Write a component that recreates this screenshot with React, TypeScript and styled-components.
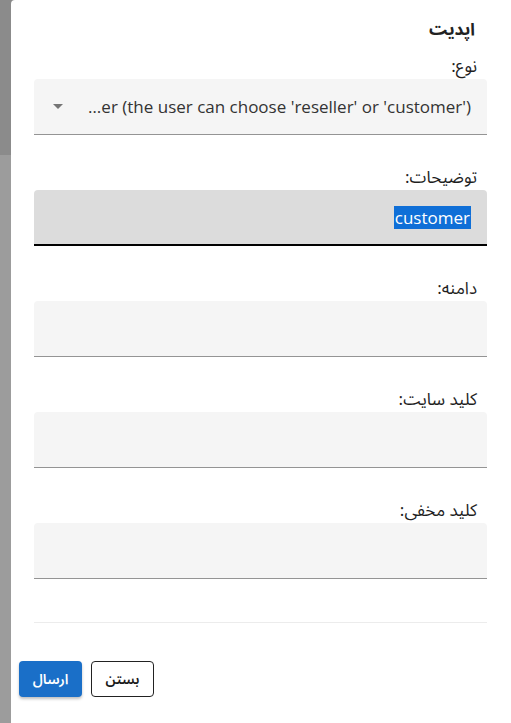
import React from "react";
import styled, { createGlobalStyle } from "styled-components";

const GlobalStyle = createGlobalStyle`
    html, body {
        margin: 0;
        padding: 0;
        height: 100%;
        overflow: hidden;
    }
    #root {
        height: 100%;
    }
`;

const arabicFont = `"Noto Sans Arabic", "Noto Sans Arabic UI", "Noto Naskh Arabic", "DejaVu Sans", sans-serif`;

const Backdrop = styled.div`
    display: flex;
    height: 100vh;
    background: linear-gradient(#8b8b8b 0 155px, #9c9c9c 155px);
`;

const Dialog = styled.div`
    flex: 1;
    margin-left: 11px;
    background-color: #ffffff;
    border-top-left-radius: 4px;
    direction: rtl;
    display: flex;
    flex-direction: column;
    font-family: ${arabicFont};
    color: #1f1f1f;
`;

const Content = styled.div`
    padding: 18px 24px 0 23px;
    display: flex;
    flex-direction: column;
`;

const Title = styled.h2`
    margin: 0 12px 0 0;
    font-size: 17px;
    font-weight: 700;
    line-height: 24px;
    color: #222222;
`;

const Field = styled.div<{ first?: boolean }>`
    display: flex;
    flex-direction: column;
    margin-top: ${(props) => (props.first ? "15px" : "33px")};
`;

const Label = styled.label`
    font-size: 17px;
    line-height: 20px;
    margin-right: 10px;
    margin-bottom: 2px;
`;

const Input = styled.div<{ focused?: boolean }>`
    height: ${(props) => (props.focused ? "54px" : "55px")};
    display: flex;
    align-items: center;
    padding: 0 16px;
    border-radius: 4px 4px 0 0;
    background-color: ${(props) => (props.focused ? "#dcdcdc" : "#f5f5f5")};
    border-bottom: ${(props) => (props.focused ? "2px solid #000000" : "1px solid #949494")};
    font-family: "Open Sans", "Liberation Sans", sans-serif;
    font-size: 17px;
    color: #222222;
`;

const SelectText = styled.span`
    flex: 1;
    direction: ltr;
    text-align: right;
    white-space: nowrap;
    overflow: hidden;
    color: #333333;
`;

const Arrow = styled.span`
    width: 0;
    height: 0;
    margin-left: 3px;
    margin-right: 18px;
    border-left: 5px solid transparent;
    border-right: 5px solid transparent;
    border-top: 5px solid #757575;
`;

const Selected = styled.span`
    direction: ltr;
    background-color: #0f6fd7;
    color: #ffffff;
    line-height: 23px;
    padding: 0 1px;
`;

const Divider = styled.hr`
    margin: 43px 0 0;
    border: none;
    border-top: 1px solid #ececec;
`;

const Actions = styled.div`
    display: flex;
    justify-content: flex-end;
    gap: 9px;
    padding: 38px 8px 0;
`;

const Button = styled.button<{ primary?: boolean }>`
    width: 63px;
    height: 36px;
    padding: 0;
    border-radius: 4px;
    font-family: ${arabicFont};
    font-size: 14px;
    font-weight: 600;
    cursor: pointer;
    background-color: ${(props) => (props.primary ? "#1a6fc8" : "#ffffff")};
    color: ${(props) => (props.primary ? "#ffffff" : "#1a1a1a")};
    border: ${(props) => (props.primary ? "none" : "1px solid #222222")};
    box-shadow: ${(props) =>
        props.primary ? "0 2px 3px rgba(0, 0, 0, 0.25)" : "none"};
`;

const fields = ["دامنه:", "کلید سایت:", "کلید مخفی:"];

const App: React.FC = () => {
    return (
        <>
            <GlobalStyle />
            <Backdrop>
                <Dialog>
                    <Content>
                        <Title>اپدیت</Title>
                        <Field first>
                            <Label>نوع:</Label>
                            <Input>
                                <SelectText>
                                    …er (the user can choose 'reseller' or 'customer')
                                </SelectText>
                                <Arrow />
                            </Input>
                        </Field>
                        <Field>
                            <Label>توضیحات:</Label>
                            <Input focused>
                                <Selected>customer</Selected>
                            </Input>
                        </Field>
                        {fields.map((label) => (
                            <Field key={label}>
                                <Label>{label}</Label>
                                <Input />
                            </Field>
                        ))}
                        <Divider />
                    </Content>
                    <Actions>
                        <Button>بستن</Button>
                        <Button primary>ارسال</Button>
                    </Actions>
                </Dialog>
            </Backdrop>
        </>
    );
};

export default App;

━━━━━━━━━━━━━━━━━━━━

Exercise details: Leaving out the pictures, repeat the data above exactly.

Written solution:
Write a component that recreates this screenshot with React, TypeScript and styled-components.
import React from "react";
import styled, { createGlobalStyle } from "styled-components";

const GlobalStyle = createGlobalStyle`
    html, body {
        margin: 0;
        padding: 0;
        height: 100%;
        overflow: hidden;
    }
    #root {
        height: 100%;
    }
`;

const arabicFont = `"Noto Sans Arabic", "Noto Sans Arabic UI", "Noto Naskh Arabic", "DejaVu Sans", sans-serif`;

const Backdrop = styled.div`
    display: flex;
    height: 100vh;
    background: linear-gradient(#8b8b8b 0 155px, #9c9c9c 155px);
`;

const Dialog = styled.div`
    flex: 1;
    margin-left: 11px;
    background-color: #ffffff;
    border-top-left-radius: 4px;
    direction: rtl;
    display: flex;
    flex-direction: column;
    font-family: ${arabicFont};
    color: #1f1f1f;
`;

const Content = styled.div`
    padding: 18px 24px 0 23px;
    display: flex;
    flex-direction: column;
`;

const Title = styled.h2`
    margin: 0 12px 0 0;
    font-size: 17px;
    font-weight: 700;
    line-height: 24px;
    color: #222222;
`;

const Field = styled.div<{ first?: boolean }>`
    display: flex;
    flex-direction: column;
    margin-top: ${(props) => (props.first ? "15px" : "33px")};
`;

const Label = styled.label`
    font-size: 17px;
    line-height: 20px;
    margin-right: 10px;
    margin-bottom: 2px;
`;

const Input = styled.div<{ focused?: boolean }>`
    height: ${(props) => (props.focused ? "54px" : "55px")};
    display: flex;
    align-items: center;
    padding: 0 16px;
    border-radius: 4px 4px 0 0;
    background-color: ${(props) => (props.focused ? "#dcdcdc" : "#f5f5f5")};
    border-bottom: ${(props) => (props.focused ? "2px solid #000000" : "1px solid #949494")};
    font-family: "Open Sans", "Liberation Sans", sans-serif;
    font-size: 17px;
    color: #222222;
`;

const SelectText = styled.span`
    flex: 1;
    direction: ltr;
    text-align: right;
    white-space: nowrap;
    overflow: hidden;
    color: #333333;
`;

const Arrow = styled.span`
    width: 0;
    height: 0;
    margin-left: 3px;
    margin-right: 18px;
    border-left: 5px solid transparent;
    border-right: 5px solid transparent;
    border-top: 5px solid #757575;
`;

const Selected = styled.span`
    direction: ltr;
    background-color: #0f6fd7;
    color: #ffffff;
    line-height: 23px;
    padding: 0 1px;
`;

const Divider = styled.hr`
    margin: 43px 0 0;
    border: none;
    border-top: 1px solid #ececec;
`;

const Actions = styled.div`
    display: flex;
    justify-content: flex-end;
    gap: 9px;
    padding: 38px 8px 0;
`;

const Button = styled.button<{ primary?: boolean }>`
    width: 63px;
    height: 36px;
    padding: 0;
    border-radius: 4px;
    font-family: ${arabicFont};
    font-size: 14px;
    font-weight: 600;
    cursor: pointer;
    background-color: ${(props) => (props.primary ? "#1a6fc8" : "#ffffff")};
    color: ${(props) => (props.primary ? "#ffffff" : "#1a1a1a")};
    border: ${(props) => (props.primary ? "none" : "1px solid #222222")};
    box-shadow: ${(props) =>
        props.primary ? "0 2px 3px rgba(0, 0, 0, 0.25)" : "none"};
`;

const fields = ["دامنه:", "کلید سایت:", "کلید مخفی:"];

const App: React.FC = () => {
    return (
        <>
            <GlobalStyle />
            <Backdrop>
                <Dialog>
                    <Content>
                        <Title>اپدیت</Title>
                        <Field first>
                            <Label>نوع:</Label>
                            <Input>
                                <SelectText>
                                    …er (the user can choose 'reseller' or 'customer')
                                </SelectText>
                                <Arrow />
                            </Input>
                        </Field>
                        <Field>
                            <Label>توضیحات:</Label>
                            <Input focused>
                                <Selected>customer</Selected>
                            </Input>
                        </Field>
                        {fields.map((label) => (
                            <Field key={label}>
                                <Label>{label}</Label>
                                <Input />
                            </Field>
                        ))}
                        <Divider />
                    </Content>
                    <Actions>
                        <Button>بستن</Button>
                        <Button primary>ارسال</Button>
                    </Actions>
                </Dialog>
            </Backdrop>
        </>
    );
};

export default App;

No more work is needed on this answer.